CHALLENGE - Check each line of the material. Copy those containing "that".

PROVIDED DATA -
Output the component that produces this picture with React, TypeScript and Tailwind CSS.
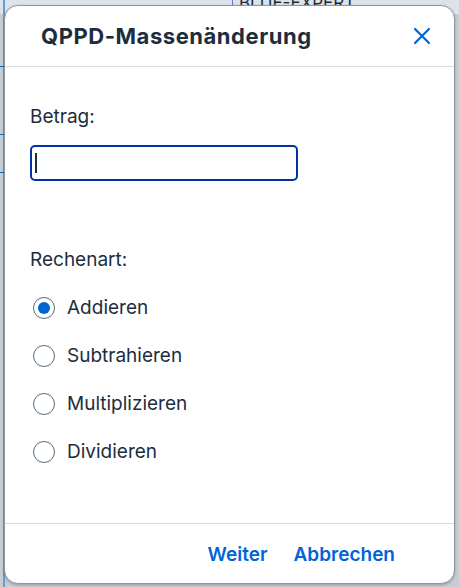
import React from 'react';

/* ════════════════════════════════════════════
   Radio option row
   ════════════════════════════════════════════ */

interface RadioRowProps {
    label: string;
    checked?: boolean;
}

function RadioRow({ label, checked = false }: RadioRowProps) {
    return (
        <div className="flex items-center h-[48px]">
            <div className="w-[22px] h-[22px] rounded-full border-[1.5px] border-[#556b82] flex items-center justify-center ml-[3px] bg-white">
                {checked && <div className="w-[12px] h-[12px] rounded-full bg-[#0064d9]" />}
            </div>
            <span className="ml-[12px] text-[19px] text-[#1d2d3e]">{label}</span>
        </div>
    );
}

/* ════════════════════════════════════════════
   Dialog
   ════════════════════════════════════════════ */

export default function App() {
    return (
        <div
            className="relative w-[459px] h-[587px] overflow-hidden bg-[#c8cdd2]"
            style={{ fontFamily: 'Inter, "Noto Sans", sans-serif' }}
        >
            {/* page behind the overlay */}
            <div className="absolute left-0 top-0 w-[459px] h-[14px] bg-[#dde3ea]" />
            <div className="absolute left-[232px] top-[-7px] h-[20px] border-l border-[#5a7fbf] pl-[6px] text-[17px] leading-[20px] text-[#1d2d3e]">
                BLUE-EXPERT
            </div>
            <div className="absolute left-[3px] top-0 w-[2px] h-[587px] bg-[#6b9ad8]" />
            <div className="absolute left-0 top-[66px] w-[6px] h-px bg-[#0a64d0]" />
            <div className="absolute left-0 top-[134px] w-[6px] h-px bg-[#0a64d0]" />
            <div className="absolute left-0 top-[172px] w-[6px] h-px bg-[#0a64d0]" />

            <div className="absolute left-[4px] top-[5px] w-[451px] h-[579px] bg-white rounded-[14px] border border-[#8d96a0] shadow-[0_1px_3px_rgba(0,0,0,0.25)] flex flex-col overflow-hidden">
                {/* Header */}
                <div className="h-[61px] flex items-center justify-between pl-[36px] pr-[20px] border-b border-[#d9dde1] shrink-0">
                    <h1 className="text-[22px] font-bold text-[#1d2d3e] tracking-[0.55px]">QPPD-Massenänderung</h1>
                    <svg width="18" height="18" viewBox="0 0 18 18" className="mr-[3px]">
                        <path d="M2 2 L16 16 M16 2 L2 16" stroke="#0064d9" strokeWidth="2.2" strokeLinecap="round" />
                    </svg>
                </div>

                {/* Body */}
                <div className="flex-1 pl-[25px] pt-[37px]">
                    <div className="text-[19px] text-[#1d2d3e] leading-[26px]">Betrag:</div>
                    <div className="mt-[15px] w-[268px] h-[36px] rounded-[5px] border-[2.5px] border-[#0032a5] flex items-center pl-[3px]">
                        <div className="w-[2px] h-[20px] bg-[#1d2d3e]" />
                    </div>

                    <div className="mt-[66px] text-[19px] text-[#1d2d3e] leading-[26px]">Rechenart:</div>
                    <div className="mt-[11px] flex flex-col">
                        <RadioRow label="Addieren" checked />
                        <RadioRow label="Subtrahieren" />
                        <RadioRow label="Multiplizieren" />
                        <RadioRow label="Dividieren" />
                    </div>
                </div>

                {/* Footer */}
                <div className="h-[60px] border-t border-[#d9dde1] flex items-center justify-end gap-[26px] pr-[59px] pt-[3px] shrink-0">
                    <span className="text-[19px] font-semibold text-[#0064d9]">Weiter</span>
                    <span className="text-[19px] font-semibold text-[#0064d9]">Abbrechen</span>
                </div>
            </div>
        </div>
    );
}
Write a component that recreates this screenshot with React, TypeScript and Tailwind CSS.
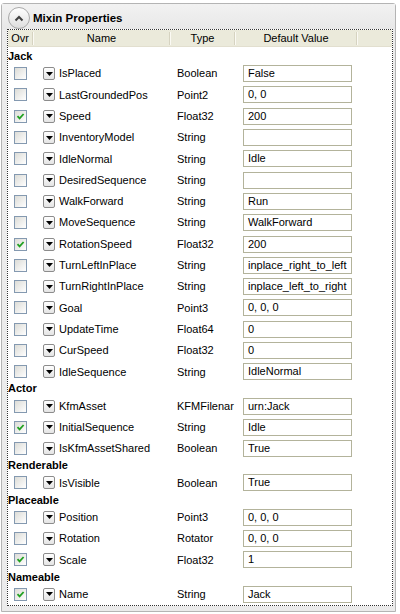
import React from 'react'

type Prop = [string, string, string, boolean]

const groups: { name: string; props: Prop[] }[] = [
  {
    name: 'Jack',
    props: [
      ['IsPlaced', 'Boolean', 'False', false],
      ['LastGroundedPos', 'Point2', '0, 0', false],
      ['Speed', 'Float32', '200', true],
      ['InventoryModel', 'String', '', false],
      ['IdleNormal', 'String', 'Idle', false],
      ['DesiredSequence', 'String', '', false],
      ['WalkForward', 'String', 'Run', false],
      ['MoveSequence', 'String', 'WalkForward', false],
      ['RotationSpeed', 'Float32', '200', true],
      ['TurnLeftInPlace', 'String', 'inplace_right_to_left', false],
      ['TurnRightInPlace', 'String', 'inplace_left_to_right', false],
      ['Goal', 'Point3', '0, 0, 0', false],
      ['UpdateTime', 'Float64', '0', false],
      ['CurSpeed', 'Float32', '0', false],
      ['IdleSequence', 'String', 'IdleNormal', false],
    ],
  },
  {
    name: 'Actor',
    props: [
      ['KfmAsset', 'KFMFilenar', 'urn:Jack', false],
      ['InitialSequence', 'String', 'Idle', true],
      ['IsKfmAssetShared', 'Boolean', 'True', false],
    ],
  },
  {
    name: 'Renderable',
    props: [['IsVisible', 'Boolean', 'True', false]],
  },
  {
    name: 'Placeable',
    props: [
      ['Position', 'Point3', '0, 0, 0', false],
      ['Rotation', 'Rotator', '0, 0, 0', false],
      ['Scale', 'Float32', '1', true],
    ],
  },
  {
    name: 'Nameable',
    props: [['Name', 'String', 'Jack', true]],
  },
]

function Checkbox({ checked }: { checked: boolean }) {
  return (
    <div className="w-[13px] h-[13px] border border-[#8499b0] bg-gradient-to-br from-[#dcdcd7] to-white flex items-center justify-center">
      {checked && (
        <svg width="9" height="9" viewBox="0 0 9 9">
          <path d="M1.5 4.2 L3.6 6.4 L7.6 2" fill="none" stroke="#21a121" strokeWidth="1.8" />
        </svg>
      )}
    </div>
  )
}

function DropButton() {
  return (
    <div className="w-[12px] h-[13px] rounded-[2px] border border-[#8c8c8c] bg-gradient-to-b from-white to-[#e4e4e4] flex items-center justify-center">
      <svg width="7" height="4" viewBox="0 0 7 4">
        <path d="M0 0 H7 L3.5 4 Z" fill="#000" />
      </svg>
    </div>
  )
}

function Divider() {
  return (
    <div className="flex h-[13px] self-center">
      <div className="w-px bg-[#d6d3c1]" />
      <div className="w-px bg-[#fbfaf4]" />
    </div>
  )
}

export default function App() {
  return (
    <div className="w-[400px] h-[614px] bg-white pt-[3px] pl-[1px] font-['Liberation_Sans',Arial,sans-serif] text-[11px] text-black">
      <div className="w-[395px] h-[609px] border border-[#b4b4b4] rounded-t-[3px] bg-[#ebebeb] flex flex-col">
        <div className="h-[25px] flex items-start pt-[3px] pl-[6px] gap-[3px] bg-gradient-to-b from-[#f2f2f2] to-[#e8e8e8]">
          <div className="w-[22px] h-[22px] rounded-full border border-[#a9a9a9] bg-gradient-to-b from-white to-[#dedede] flex items-center justify-center shrink-0">
            <svg width="10" height="7" viewBox="0 0 10 7">
              <path d="M1.5 5.5 L5 2 L8.5 5.5" fill="none" stroke="#404040" strokeWidth="2" />
            </svg>
          </div>
          <span className="font-bold text-[11.5px] leading-[22px]">Mixin Properties</span>
        </div>
        <div className="ml-[5px] w-[386px] border border-dotted border-[#333] bg-white flex flex-col">
          <div className="h-[17px] bg-[#ebeadb] border-b border-[#e2dfcf] flex items-center shrink-0">
            <div className="w-[24px] text-center">Ovr</div>
            <Divider />
            <div className="w-[135px] text-center">Name</div>
            <Divider />
            <div className="w-[63px] text-center">Type</div>
            <Divider />
            <div className="w-[120px] text-center">Default Value</div>
            <Divider />
          </div>
          <div className="h-[3px] shrink-0" />
          {groups.map((g) => (
            <div key={g.name} className="flex flex-col">
              <div className="h-[13px] leading-[13px] font-bold">{g.name}</div>
              {g.props.map(([name, type, value, checked]) => (
                <div key={name} className="h-[21.3px] flex items-center">
                  <div className="w-[25px] flex justify-center">
                    <Checkbox checked={checked} />
                  </div>
                  <div className="w-[137px] flex items-center pl-[10px] gap-[4px]">
                    <DropButton />
                    <span className="whitespace-nowrap">{name}</span>
                  </div>
                  <div className="w-[65px] pl-[7px] whitespace-nowrap">{type}</div>
                  <div className="w-[122px] pl-[8px]">
                    <div className="w-[109px] h-[17px] border border-[#b3b39b] bg-white px-[4px] leading-[15px] overflow-hidden whitespace-nowrap">
                      {value}
                    </div>
                  </div>
                </div>
              ))}
            </div>
          ))}
        </div>
      </div>
    </div>
  )
}
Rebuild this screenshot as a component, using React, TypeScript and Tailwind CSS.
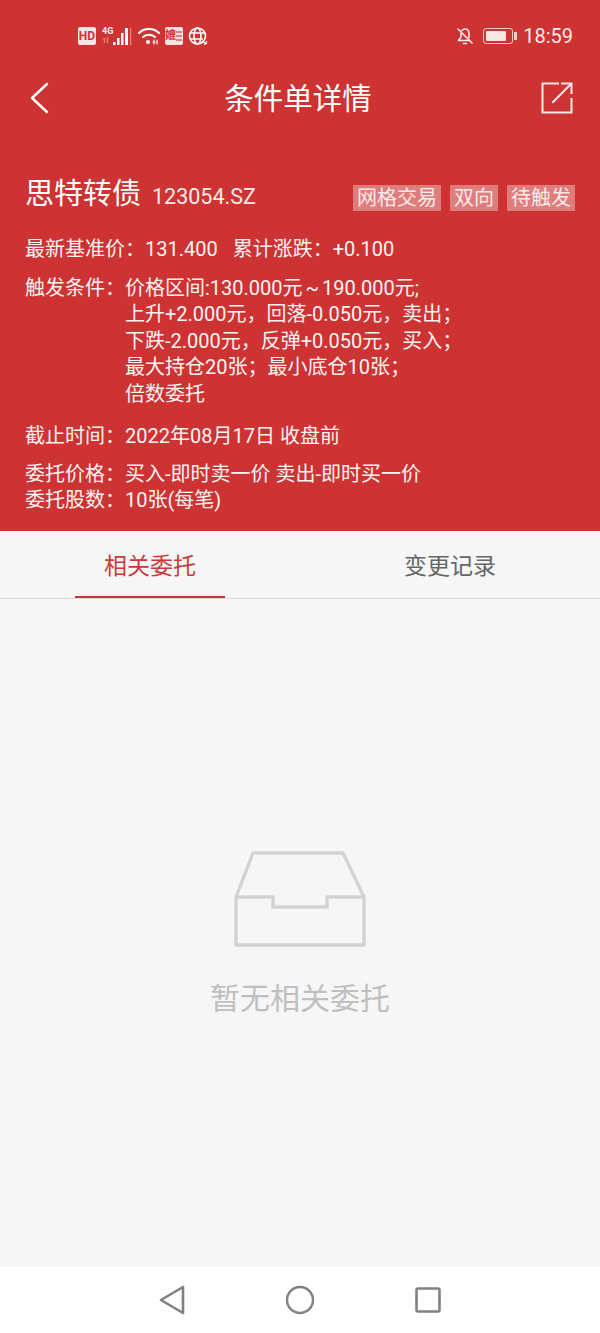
const cjk = "font-['Roboto','Noto_Sans_CJK_SC',sans-serif]";

const tags = ['网格交易', '双向', '待触发'];

const conditions = [
  '上升+2.000元，回落-0.050元，卖出；',
  '下跌-2.000元，反弹+0.050元，买入；',
  '最大持仓20张；最小底仓10张；',
  '倍数委托',
];

function StatusBar() {
  return (
    <div className="h-[72px] flex items-center justify-between pl-[78px] pr-[27px] text-white">
      <div className="flex items-center">
        <div className="w-[18px] h-[18px] bg-[#f8e4e4] rounded-[2px] text-[#cd3333] text-[12px] font-bold leading-[18px] text-center">HD</div>
        <svg width="32" height="20" viewBox="0 0 32 20" className="ml-[6px]">
          <text x="0" y="8" fontSize="9" fontWeight="700" fill="#fff" fontFamily="Roboto">4G</text>
          <text x="0" y="17" fontSize="8" fontWeight="700" fill="#e88" fontFamily="Roboto">1l</text>
          <rect x="11" y="16" width="2.5" height="3" fill="#fff" />
          <rect x="15" y="12" width="2.5" height="7" fill="#fff" />
          <rect x="19" y="7" width="2.5" height="12" fill="#fff" />
          <rect x="23" y="2" width="3" height="17" fill="#fff" />
          <rect x="28" y="2" width="1.2" height="17" fill="#e88" />
        </svg>
        <svg width="24" height="18" viewBox="0 0 24 18" fill="none" stroke="#fff" strokeWidth="2" strokeLinecap="round" className="ml-[3px]">
          <path d="M2 6 C7 0.5 17 0.5 22 6" />
          <path d="M6 10 C9 7 15 7 18 10" />
          <circle cx="11" cy="15" r="2" fill="#fff" stroke="none" />
          <path d="M16 15h2M20 13v4M17 13v4" strokeWidth="1.2" />
        </svg>
        <div className="ml-[4px] w-[18px] h-[18px] bg-[#f8e4e4] rounded-[2px] flex items-center overflow-hidden">
          <span className="text-[#cd3333] text-[11px] font-bold leading-[18px]">媲</span>
          <svg width="6" height="12" viewBox="0 0 6 12" fill="#d98080">
            <rect x="0" y="1" width="6" height="2" />
            <rect x="0" y="5" width="6" height="2" />
            <rect x="0" y="9" width="6" height="2" />
          </svg>
        </div>
        <svg width="20" height="20" viewBox="0 0 20 20" fill="none" stroke="#fff" strokeWidth="1.6" className="ml-[5px]">
          <circle cx="9.5" cy="10" r="8" />
          <ellipse cx="9.5" cy="10" rx="3.5" ry="8" />
          <path d="M2 7h15M2 13h13" />
          <path d="M14 15l5 3M16 19l3-4" strokeWidth="1.2" />
        </svg>
      </div>
      <div className="flex items-center">
        <svg width="18" height="18" viewBox="0 0 18 18" fill="none" stroke="#fbeaea" strokeWidth="1.6" strokeLinecap="round" strokeLinejoin="round">
          <path d="M2 2 L16 16" />
          <path d="M6 3.5 C7 2.5 8 2 9 2 C11.5 2 13 4 13 7 L13 10.5" />
          <path d="M5 6.5 L5 10 L2.5 13.5 L13.5 13.5" />
          <path d="M7.5 16.5 L10.5 16.5" />
        </svg>
        <div className="ml-[9px] w-[30px] h-[16px] border border-[#f3c9c9] rounded-[3px] p-[2px]">
          <div className="h-full w-[20px] bg-[#f8e4e4] rounded-[1px]" />
        </div>
        <div className="ml-[1px] w-[3px] h-[8px] bg-[#f3c9c9]" />
        <span className="ml-[6px] text-[20px] leading-none text-[#fbeaea]">18:59</span>
      </div>
    </div>
  );
}

function NavBar() {
  return (
    <div className="h-[52px] relative flex items-center justify-between pl-[29px] pr-[27px]">
      <svg width="20" height="32" viewBox="0 0 20 32" fill="none" stroke="#fff" strokeWidth="2.4" strokeLinecap="round" strokeLinejoin="round">
        <path d="M18 2 L3 16 L18 30" />
      </svg>
      <span className="absolute inset-x-0 top-[9px] pr-[4px] text-center text-white text-[29.5px] leading-[36px]">条件单详情</span>
      <svg width="32" height="32" viewBox="0 0 32 32" fill="none" stroke="#fbeaea" strokeWidth="2" strokeLinecap="square">
        <path d="M17 1.5 L1.5 1.5 L1.5 30.5 L30.5 30.5 L30.5 17" />
        <path d="M21 1.5 L30.5 1.5 L30.5 11" />
        <path d="M29.5 2.5 L12 20" />
      </svg>
    </div>
  );
}

function Header() {
  return (
    <div className="h-[531px] bg-[#cd3333] text-white">
      <StatusBar />
      <NavBar />
      <div className="pl-[25px] pr-[25px] pt-[54px]">
        <div className="h-[34px] flex items-center justify-between">
          <div className="flex items-baseline">
            <span className="text-[29px] leading-[34px]">思特转债</span>
            <span className="ml-[11px] text-[21.5px] leading-[34px] text-[#fbeaea]">123054.SZ</span>
          </div>
          <div className="flex gap-[9px] mt-[5px]">
            {tags.map((tag) => (
              <span key={tag} className="h-[26px] px-[4px] bg-[#df7d7d] text-[20px] leading-[26px] text-[#fbeaea]">{tag}</span>
            ))}
          </div>
        </div>
        <div className="mt-[24px] text-[20px] leading-[26.5px] text-[#fdf3f3]">
          <div className="flex">
            <span>最新基准价：131.400</span>
            <span className="ml-[15px]">累计涨跌：+0.100</span>
          </div>
          <div className="mt-[12px] flex">
            <span className="w-[100px] shrink-0">触发条件：</span>
            <div>
              <div className="[word-spacing:-2px]">价格区间:130.000元 ~ 190.000元;</div>
              {conditions.map((line) => (
                <div key={line}>{line}</div>
              ))}
            </div>
          </div>
          <div className="mt-[16px] flex">
            <span className="w-[100px] shrink-0">截止时间：</span>
            <span>2022年08月17日 收盘前</span>
          </div>
          <div className="mt-[11px] flex">
            <span className="w-[100px] shrink-0">委托价格：</span>
            <span>买入-即时卖一价 卖出-即时买一价</span>
          </div>
          <div className="flex">
            <span className="w-[100px] shrink-0">委托股数：</span>
            <span>10张(每笔)</span>
          </div>
        </div>
      </div>
    </div>
  );
}

function Tabs() {
  return (
    <div className="h-[68px] flex border-b border-[#dcdcdc] text-[23px]">
      <div className="flex-1 flex justify-center">
        <div className="w-[150px] h-[67px] border-b-2 border-[#cd3333] text-[#c93a3a] text-center leading-[72px]">相关委托</div>
      </div>
      <div className="flex-1 flex justify-center">
        <div className="w-[150px] text-[#666666] text-center leading-[72px]">变更记录</div>
      </div>
    </div>
  );
}

function EmptyState() {
  return (
    <div className="h-[668px] flex flex-col items-center pt-[252px]">
      <svg width="132" height="98" viewBox="0 0 132 98" fill="none" stroke="#d2d2d2" strokeWidth="3.4" strokeLinejoin="round">
        <path d="M2 46 L19 2 L109 2 L130 46" />
        <path d="M2 46 L39 46 L39 56 L93 56 L93 46 L130 46 L130 94 L2 94 Z" />
      </svg>
      <div className="mt-[30px] text-[30px] leading-[40px] text-[#bfbfbf]">暂无相关委托</div>
    </div>
  );
}

function BottomNav() {
  return (
    <div className="h-[66px] bg-white flex items-center justify-center">
      <div className="flex items-center gap-[100px]">
        <svg width="26" height="30" viewBox="0 0 26 30" fill="none" stroke="#808080" strokeWidth="2.6" strokeLinejoin="round">
          <path d="M24 2 L2 15 L24 28 Z" />
        </svg>
        <svg width="30" height="30" viewBox="0 0 30 30" fill="none" stroke="#808080" strokeWidth="2.4">
          <circle cx="15" cy="15" r="13" />
        </svg>
        <svg width="26" height="26" viewBox="0 0 26 26" fill="none" stroke="#808080" strokeWidth="2.6" strokeLinejoin="round">
          <rect x="1.5" y="1.5" width="23" height="23" rx="1.5" />
        </svg>
      </div>
    </div>
  );
}

export default function App() {
  return (
    <div className={`w-[600px] h-[1333px] overflow-hidden bg-[#f6f6f6] ${cjk}`}>
      <Header />
      <Tabs />
      <EmptyState />
      <BottomNav />
    </div>
  );
}
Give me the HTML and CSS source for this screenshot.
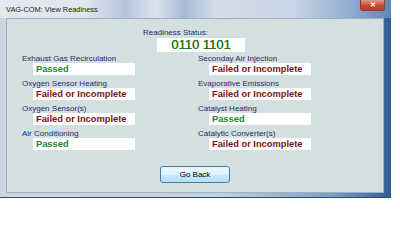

EXERCISE SOLUTION -
Output the component that produces this picture with React, TypeScript and Tailwind CSS.
Write a component that recreates this screenshot with React, TypeScript and Tailwind CSS.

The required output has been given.